Hansen’s was one of the original founders of the energy drink market in the U.S., with the introduction of their original Hansen’s Energy in 1997. Hansen’s momentum continued with the 2002 launch of the hugely successful Monster Energy(TM) — a 16-oz. energy drink nearly twice the size and packing nearly twice the punch.
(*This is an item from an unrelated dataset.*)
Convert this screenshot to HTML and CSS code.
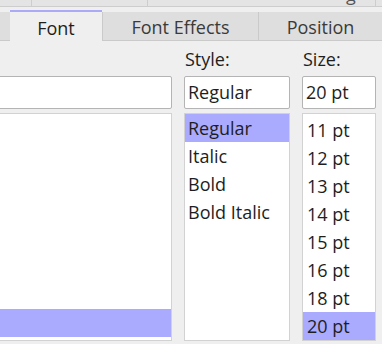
FILE: index.html
```html
<!DOCTYPE html>
<html lang="en">
<head>
    <meta charset="UTF-8">
    <meta name="viewport" content="width=device-width, initial-scale=1.0">
    <title>Font</title>
    <link rel="stylesheet" href="styles.css">
</head>
<body>
    <div class="strip">
        <div class="strip-cell c1"></div>
        <div class="strip-cell c2"></div>
        <div class="strip-cell c3"><span class="glyph">g</span></div>
        <div class="strip-cell c4"></div>
    </div>

    <div class="tabs">
        <div class="tab stub"></div>
        <div class="tab active">Font</div>
        <div class="tab effects">Font Effects</div>
        <div class="tab position">Position</div>
    </div>

    <div class="panel">
        <div class="col family">
            <div class="label">&nbsp;</div>
            <div class="field"></div>
            <div class="list family-list">
                <div class="item selected"></div>
            </div>
        </div>
        <div class="col style">
            <div class="label">Style:</div>
            <div class="field">Regular</div>
            <div class="list">
                <div class="item selected">Regular</div>
                <div class="item">Italic</div>
                <div class="item">Bold</div>
                <div class="item">Bold Italic</div>
            </div>
        </div>
        <div class="col size">
            <div class="label">Size:</div>
            <div class="field">20 pt</div>
            <div class="list size-list">
                <div class="item">11 pt</div>
                <div class="item">12 pt</div>
                <div class="item">13 pt</div>
                <div class="item">14 pt</div>
                <div class="item">15 pt</div>
                <div class="item">16 pt</div>
                <div class="item">18 pt</div>
                <div class="item selected">20 pt</div>
            </div>
        </div>
    </div>
</body>
</html>
```

FILE: styles.css
```css
body {
    margin: 0;
    width: 382px;
    height: 344px;
    overflow: hidden;
    background-color: #efefef;
    font-family: "Open Sans", "Noto Sans", sans-serif;
    font-size: 18px;
    color: #1e1e1e;
}

/* полоса сверху - часть другого заголовка */
.strip {
    display: flex;
    height: 6px;
    background-color: #e4e4e4;
    border-bottom: 1px solid #cdcdcd;
}

.strip-cell {
    border-right: 1px solid #cdcdcd;
    overflow: hidden;
    position: relative;
}

.strip-cell.c1 { width: 31px; }
.strip-cell.c2 { width: 115px; }
.strip-cell.c3 { width: 227px; }
.strip-cell.c4 { flex: 1; border-right: none; }

.glyph {
    position: absolute;
    left: 198px;
    top: -18px;
    font-size: 18px;
    line-height: 24px;
    color: #555;
}

.tabs {
    display: flex;
    margin-top: 3px;
    height: 31px;
    align-items: stretch;
}

.tab {
    display: flex;
    justify-content: center;
    align-items: center;
    margin-top: 2px;
    background-color: #dedede;
    border-right: 1px solid #cacaca;
    border-bottom: 1px solid #cacaca;
    color: #3a3a3a;
    box-sizing: border-box;
    padding-top: 1px;
}

.tab.stub { width: 10px; border-right: none; }

.tab.active {
    width: 92px;
    margin-top: 0;
    background-color: #efefef;
    border-top: 2px solid #aaaaf6;
    border-bottom: none;
    border-right: none;
    color: #1e1e1e;
    padding-top: 2px;
}

.tab.effects { width: 157px; border-left: 1px solid #cacaca; }
.tab.position { flex: 1; border-right: none; }

.panel {
    display: grid;
    grid-template-columns: 174px 106px 74px;
    column-gap: 12px;
    margin-left: -2px;
}

.col {
    display: flex;
    flex-direction: column;
}

.label {
    height: 35px;
    padding-left: 1px;
    padding-top: 3px;
    line-height: 30px;
    box-sizing: border-box;
}

.field {
    height: 33px;
    background-color: #fff;
    border: 1px solid #b4b4b4;
    border-radius: 2px;
    box-sizing: border-box;
    padding-left: 3px;
    line-height: 31px;
}

.list {
    margin-top: 4px;
    height: 228px;
    background-color: #fff;
    border: 1px solid #d2d2d2;
    box-sizing: border-box;
    display: flex;
    flex-direction: column;
    overflow: hidden;
}

.family-list {
    justify-content: flex-end;
    padding-bottom: 3px;
}

.size-list {
    padding-top: 2px;
}

.item {
    height: 28px;
    flex-shrink: 0;
    line-height: 28px;
    padding-left: 3px;
}

.size-list .item { padding-left: 4px; }

.item.selected {
    background-color: #aaaaff;
}
```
Consumer response has made Monster Energy(TM) one of the fastest growing energy drinks and a leader in the $1-billion U.S. energy drink market.
Lost Beverage Company is wholly owned by Hansen’s, a California-based brand with a reputation for delivering the highest quality beverages.
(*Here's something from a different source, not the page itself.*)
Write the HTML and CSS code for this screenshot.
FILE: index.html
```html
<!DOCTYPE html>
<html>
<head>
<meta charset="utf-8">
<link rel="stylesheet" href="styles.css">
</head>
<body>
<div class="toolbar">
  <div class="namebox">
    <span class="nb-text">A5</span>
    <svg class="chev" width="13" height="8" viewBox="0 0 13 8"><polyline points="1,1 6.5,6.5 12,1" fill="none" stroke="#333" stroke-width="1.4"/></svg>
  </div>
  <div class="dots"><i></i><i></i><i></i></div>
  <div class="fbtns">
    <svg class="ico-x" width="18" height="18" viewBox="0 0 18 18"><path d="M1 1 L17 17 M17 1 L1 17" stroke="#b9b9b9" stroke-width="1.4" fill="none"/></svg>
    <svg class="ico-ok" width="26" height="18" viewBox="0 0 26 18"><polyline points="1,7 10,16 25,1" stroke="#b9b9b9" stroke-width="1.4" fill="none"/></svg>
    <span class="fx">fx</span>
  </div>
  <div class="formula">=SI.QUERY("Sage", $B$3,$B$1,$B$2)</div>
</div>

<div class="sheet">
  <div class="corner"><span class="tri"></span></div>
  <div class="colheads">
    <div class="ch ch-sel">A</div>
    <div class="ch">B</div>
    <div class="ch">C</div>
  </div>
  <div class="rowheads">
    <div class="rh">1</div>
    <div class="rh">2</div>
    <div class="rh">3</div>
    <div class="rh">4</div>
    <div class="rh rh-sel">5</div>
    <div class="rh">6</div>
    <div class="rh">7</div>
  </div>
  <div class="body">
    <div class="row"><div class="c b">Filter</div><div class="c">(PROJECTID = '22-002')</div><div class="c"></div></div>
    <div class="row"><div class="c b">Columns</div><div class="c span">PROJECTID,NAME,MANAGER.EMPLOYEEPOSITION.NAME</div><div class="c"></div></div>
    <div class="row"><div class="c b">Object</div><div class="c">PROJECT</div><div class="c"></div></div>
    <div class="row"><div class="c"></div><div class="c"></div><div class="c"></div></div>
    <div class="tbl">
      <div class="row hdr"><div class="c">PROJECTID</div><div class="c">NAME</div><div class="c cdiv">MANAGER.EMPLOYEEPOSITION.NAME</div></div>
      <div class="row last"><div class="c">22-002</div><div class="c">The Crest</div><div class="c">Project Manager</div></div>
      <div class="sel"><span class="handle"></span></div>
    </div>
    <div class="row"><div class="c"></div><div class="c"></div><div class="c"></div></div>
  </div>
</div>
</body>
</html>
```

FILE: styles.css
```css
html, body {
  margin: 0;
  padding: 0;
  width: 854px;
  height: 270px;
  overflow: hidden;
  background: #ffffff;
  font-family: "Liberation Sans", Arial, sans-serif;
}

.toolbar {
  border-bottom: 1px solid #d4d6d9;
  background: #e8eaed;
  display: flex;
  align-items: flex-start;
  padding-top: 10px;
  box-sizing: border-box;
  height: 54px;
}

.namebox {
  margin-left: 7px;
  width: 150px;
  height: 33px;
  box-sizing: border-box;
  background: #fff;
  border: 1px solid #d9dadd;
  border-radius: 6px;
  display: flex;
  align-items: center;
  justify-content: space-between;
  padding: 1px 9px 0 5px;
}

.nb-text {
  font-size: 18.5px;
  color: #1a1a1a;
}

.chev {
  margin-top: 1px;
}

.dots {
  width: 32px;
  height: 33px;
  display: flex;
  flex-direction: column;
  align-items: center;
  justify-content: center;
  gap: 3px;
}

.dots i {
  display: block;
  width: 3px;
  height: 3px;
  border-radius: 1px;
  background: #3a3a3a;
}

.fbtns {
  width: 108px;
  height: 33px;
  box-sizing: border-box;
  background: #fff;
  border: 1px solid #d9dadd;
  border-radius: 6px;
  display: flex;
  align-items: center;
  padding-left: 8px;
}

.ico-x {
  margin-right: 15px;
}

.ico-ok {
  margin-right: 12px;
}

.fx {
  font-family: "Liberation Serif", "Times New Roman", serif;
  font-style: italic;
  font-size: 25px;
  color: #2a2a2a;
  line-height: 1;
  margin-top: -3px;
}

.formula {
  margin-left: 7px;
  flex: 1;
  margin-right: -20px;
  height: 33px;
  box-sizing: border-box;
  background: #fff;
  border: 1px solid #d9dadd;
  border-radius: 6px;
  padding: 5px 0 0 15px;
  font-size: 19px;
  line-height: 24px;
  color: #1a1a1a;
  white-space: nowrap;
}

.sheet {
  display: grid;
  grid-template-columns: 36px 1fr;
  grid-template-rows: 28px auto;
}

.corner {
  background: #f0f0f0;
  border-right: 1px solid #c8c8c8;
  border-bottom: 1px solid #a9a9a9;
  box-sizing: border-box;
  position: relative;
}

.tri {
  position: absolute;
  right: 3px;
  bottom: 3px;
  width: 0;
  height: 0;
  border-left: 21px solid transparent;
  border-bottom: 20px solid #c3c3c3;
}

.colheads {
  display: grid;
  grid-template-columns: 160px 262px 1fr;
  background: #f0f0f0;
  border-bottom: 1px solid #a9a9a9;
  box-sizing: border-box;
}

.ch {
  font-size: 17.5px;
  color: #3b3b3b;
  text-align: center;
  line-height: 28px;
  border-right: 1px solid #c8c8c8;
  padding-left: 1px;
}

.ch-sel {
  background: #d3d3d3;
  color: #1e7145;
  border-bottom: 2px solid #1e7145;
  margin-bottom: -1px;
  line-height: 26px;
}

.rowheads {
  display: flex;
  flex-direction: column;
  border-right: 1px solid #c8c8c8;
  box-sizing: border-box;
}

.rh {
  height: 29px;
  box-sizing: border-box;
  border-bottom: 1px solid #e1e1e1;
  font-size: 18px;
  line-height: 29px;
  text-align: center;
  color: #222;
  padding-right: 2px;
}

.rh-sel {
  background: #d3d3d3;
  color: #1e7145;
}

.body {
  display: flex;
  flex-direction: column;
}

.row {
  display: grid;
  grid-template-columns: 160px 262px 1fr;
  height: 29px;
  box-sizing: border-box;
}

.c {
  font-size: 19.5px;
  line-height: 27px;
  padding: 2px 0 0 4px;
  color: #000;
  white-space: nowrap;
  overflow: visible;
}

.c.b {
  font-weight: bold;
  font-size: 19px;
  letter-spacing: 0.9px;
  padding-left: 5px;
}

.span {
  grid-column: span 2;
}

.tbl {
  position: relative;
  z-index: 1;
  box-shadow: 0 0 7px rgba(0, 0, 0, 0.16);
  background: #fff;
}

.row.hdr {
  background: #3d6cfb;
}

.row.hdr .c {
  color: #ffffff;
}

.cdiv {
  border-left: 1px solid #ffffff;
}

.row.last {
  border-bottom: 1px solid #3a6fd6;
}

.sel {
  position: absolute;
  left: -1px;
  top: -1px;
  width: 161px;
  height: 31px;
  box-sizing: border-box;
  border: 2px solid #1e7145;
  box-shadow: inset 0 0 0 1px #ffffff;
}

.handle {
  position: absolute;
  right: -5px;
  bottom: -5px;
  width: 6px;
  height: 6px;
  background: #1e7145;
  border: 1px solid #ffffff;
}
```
Hansen Natural Corporation markets and distributes Hansen’s(R) Natural Sodas, Signature Sodas, fruit juice and soy Smoothies, Energy drinks, Energade(R) energy sports drinks, E(2)0 Energy Water(R), functional drinks, Sparkling Lemonades and Orangeades, multi-vitamin juice drinks in aseptic packaging, Junior Juice(R) juice, iced teas, lemonades and juice cocktails, apple juice, cider and juice blends, as well as nutrition bars, Blue Sky(R)-brand carbonated beverages, Monster Energy(TM)-brand energy drinks and Lost(R) Energy(TM)-brand energy drinks. The company’s subsidiary, Hard e Beverage Co., markets and distributes Hard e malt beverages. Hansen’s can be found on the Web at www.hansens.com.
Certain statements made in this announcement may constitute “forward-looking statements” within the meaning of Section 27A of the Securities Act of 1933, as amended, and Section 21E of the Securities Exchange Act of 1934, as amended, regarding the expectations of management with respect to revenues and profitability. Management cautions that these statements are qualified by their terms or important factors, many of which are outside of the control of the company, that could cause actual results and events to differ materially from the statements made herein, including, but not limited to, the following: Changes in consumer preferences, changes in demand that are weather related, particularly in areas outside of California, competitive pricing pressures, changes in the price and/or availability of raw materials for the company’s products, the availability of production and/or suitable facilities, the marketing efforts of the distributors of the company’s products, most of which distribute products that are competitive with the products of the company, the introduction of new products, as well as unilateral decisions that may be made by grocery chain stores, specialty chain stores, club stores and other customers to discontinue carrying all or any of the company’s products that they are carrying at any time. Management further notes that the company’s plans and results may be affected by any change in the availability of the company’s credit facilities and the actions of its creditors.